Gold is actually forming an extremely healthy triangular consolidation pattern and looks likely to be preparing for a move up to $2100 from what I can see. If you look at the historical chart pattern for gold it moves up, presses a new high, drops a bit, consolidates and moves higher.

What is seldom discussed is that the European debt crisis is likely to worsen and that that the Fed is already doing stealth QE 3 through the promise to keep interest rates lower for the next two years.

While the Fed is unlikely to use the words Quantitative Easing, they are already doing it and the problems in Europe will probably be a catalyst for a lot more and with the money heading to Europe in my opinion.

Duffminster

Sep 19, 2011 2:49pm EDT  --  Report as abuse
Venerability wrote:
Duff,

Thanks for somebody else taking up my battle against Reuters’s faulty Gold reporting.

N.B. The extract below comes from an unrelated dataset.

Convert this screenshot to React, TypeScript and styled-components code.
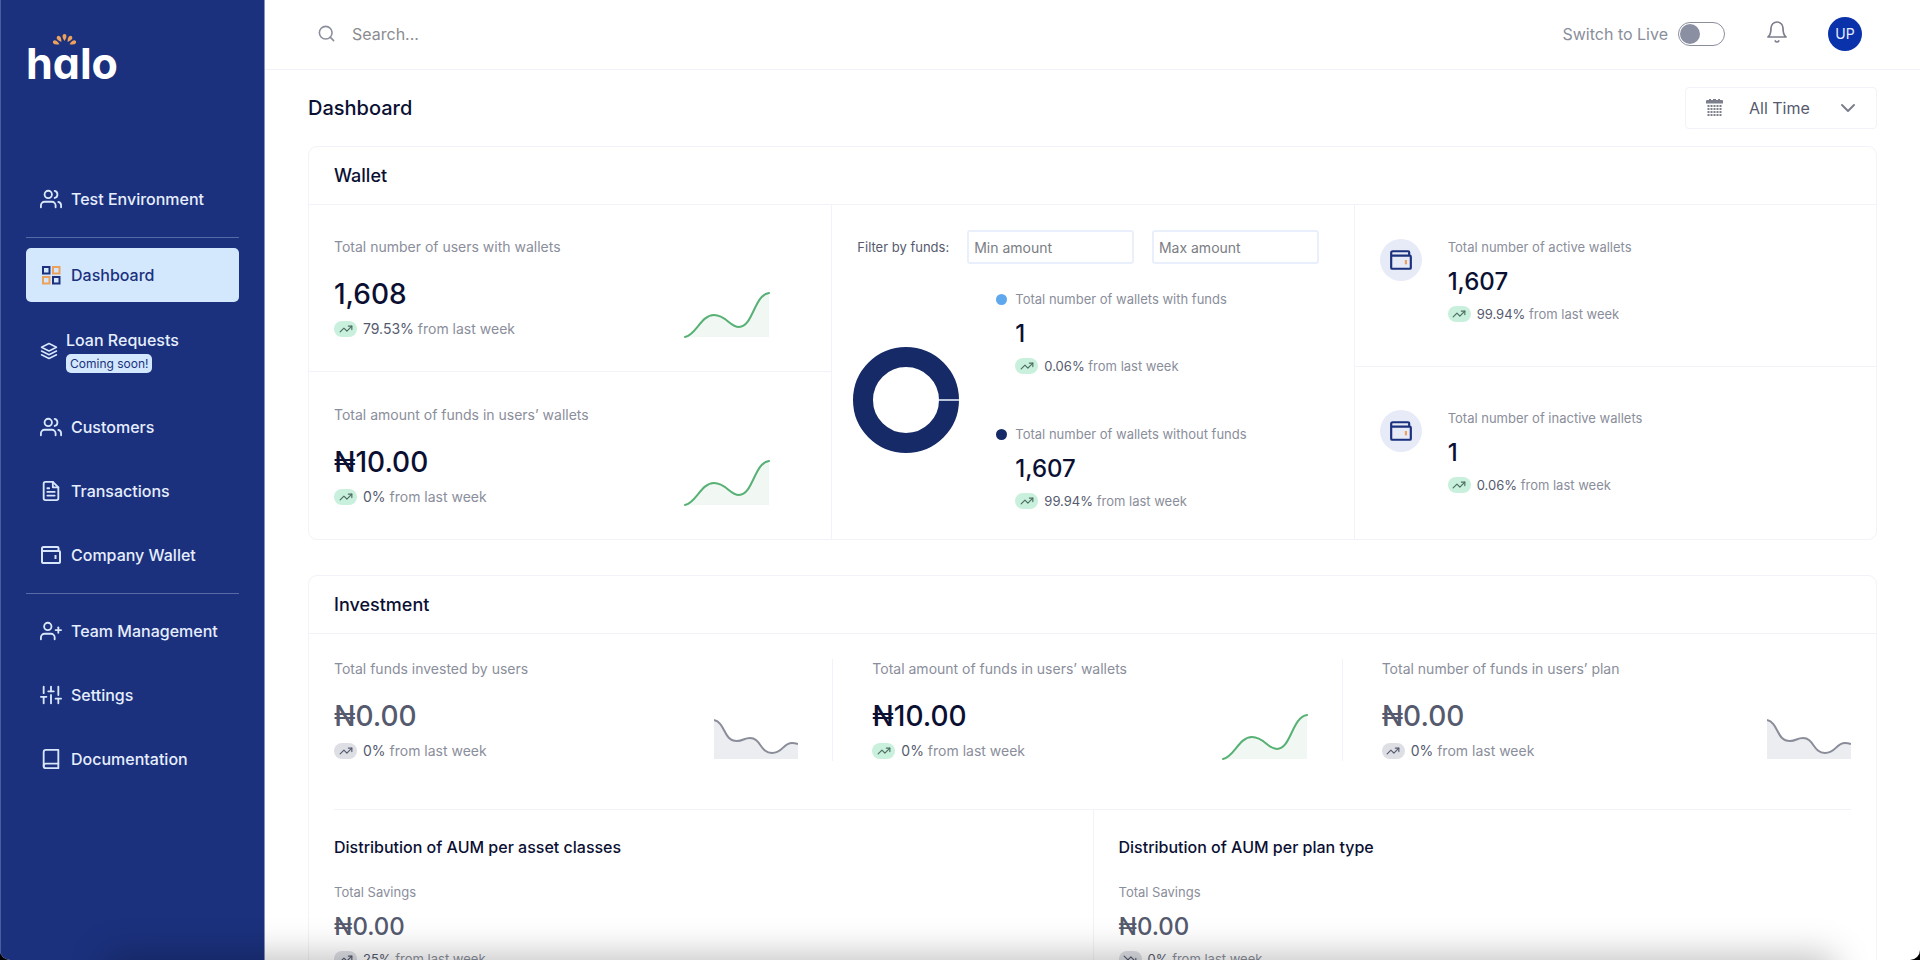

Reuters reporters: It is NECESSARY for you to balance statements from those “talking their book” on the Short side with another Guru or analyst “talking their book” from the LONG side.

This is called Good Reporting!

And you need to start doing it when talking about ALL currencies, commodities, sectors, companies, or individual Markets.

Good Reporters are unbiased and neutral and don’t serve as Parrots for anybody’s Propaganda.